Dall’ingresso nel mercato per chi è fresco di diploma, alla valorizzazione del curriculum per il lavoratore adulto: ogni fascia d’età presenta problematiche specifiche e necessita di misure di intervento ad hoc. Le abbiamo analizzate insieme a professori e ricercatori esperti della materia che ci hanno suggerito per ogni fascia d’età i principali problemi e le formule per tentare di risolverli. 

Disoccupati più giovani

«I disoccupati under 25 si trovano in un’età della vita in cui termina la formazione e si entra nel mercato del lavoro», spiega il professor Alessandro Rosina, docente di Demografia in Università Cattolica. «Per questo gli interventi contro la disoccupazione pensati per questa fascia d’età devono partire dalla formazione. Bisogna migliorare i servizi di orientamento formativo per i ragazzi in età scolare, e poi potenziare i percorsi tecnici e professionali, aggiungendovi un maggiore mix tra formazione e lavoro».

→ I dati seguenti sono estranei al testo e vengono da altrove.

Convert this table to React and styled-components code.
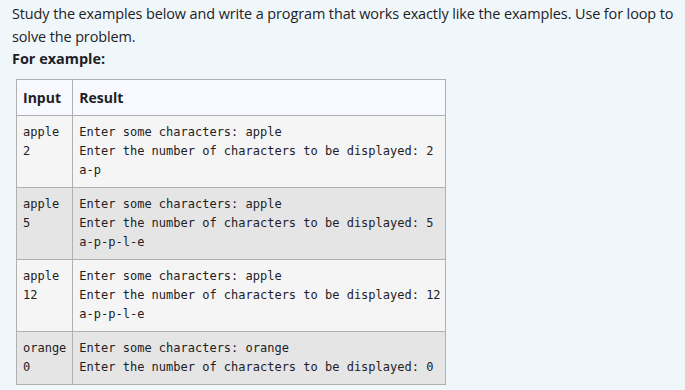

Diverse le cose per chi cerca lavoro tra i 25 e i 34 anni. «In questo caso occorre dare la possibilità a giovani-adulti che hanno già lasciato la casa dei genitori di non dover fare marcia indietro e tornare a vivere in famiglia», spiega Rosina. «Per questo diventano fondamentali sussidi di disoccupazione o formule di sostegno come il reddito minimo garantito, da vincolare alla ricerca attiva del lavoro». Con un nuovo ruolo anche per le Università, cui il professor Rosina chiede di «non abbandonare gli ex studenti, piuttosto di accompagnarli con percorsi continui di aggiornamento».

Disoccupati senior

È per la fascia d’età 35-44 che diventa cruciale il potenziamento dei centri per l’impiego. A loro infatti spetta il compito di accompagnare nel ricollocamento disoccupati con profili professionali nutriti e ben delineati. «Servono servizi capaci di comprendere le esigenze, le capacità e le competenze degli adulti», sostiene Rosina. «È una generazione ancora nel pieno degli anni che vive la disoccupazione con un forte senso di ingiustizia per lo spreco di patrimonio di conoscenze accumulato in una vita», aggiunge Enrico Finzi, presidente di AstraRicerche, autore del libro Over45. Quanto conta l’età nel mondo del lavoro (Guerini e Associati), e attento soprattutto ai risvolti psicologici della questione. «Quaranta, quarantacinque anni: è l’età più infelice per perdere il lavoro. Perché è il periodo della vita caratterizzato dal massimo degli impegni di spesa. Se in media gli italiani hanno il primo figlio a 33 anni, a 45 anni devono prendersi cura di un preadolescente cui mancano ancora molti anni prima di diventare economicamente autonomo. Ed è anche l’età con la massima concentrazione di mutui ancora lontani dalla loro estinzione».

E infine la fascia degli over 45. «Perdere lavoro a 62 anni è un dramma sostenibile. Con i risparmi di una vita o con l’aiuto di un parente paghi i contributi che ti restano alla pensione», argomenta Finzi. «Ma se perdi il lavoro a 50 anni hai gravissimi guai prospettici. Sai che non troverai più un’occupazione stabile». 

«La disoccupazione in età adulta crea una ferita all’identità della persona», ci tiene a dire Enrico Finzi. «Già ai tempi dei primi sondaggi fatti negli anni Ottanta, quando intervistavo adulti che restavano improvvisamente senza lavoro, c’era una cosa che mi restava impressa: il senso di colpa e il disagio sociale che nasceva nella persona. La perdita del lavoro, anche se conseguenza di una crisi aziendale e non dovuta a incapacità della persona provoca un crollo fortissimo di autostima e una sensazione di vergogna che porta le persone a nascondere anche a lungo la condizione di disoccupato», chiude.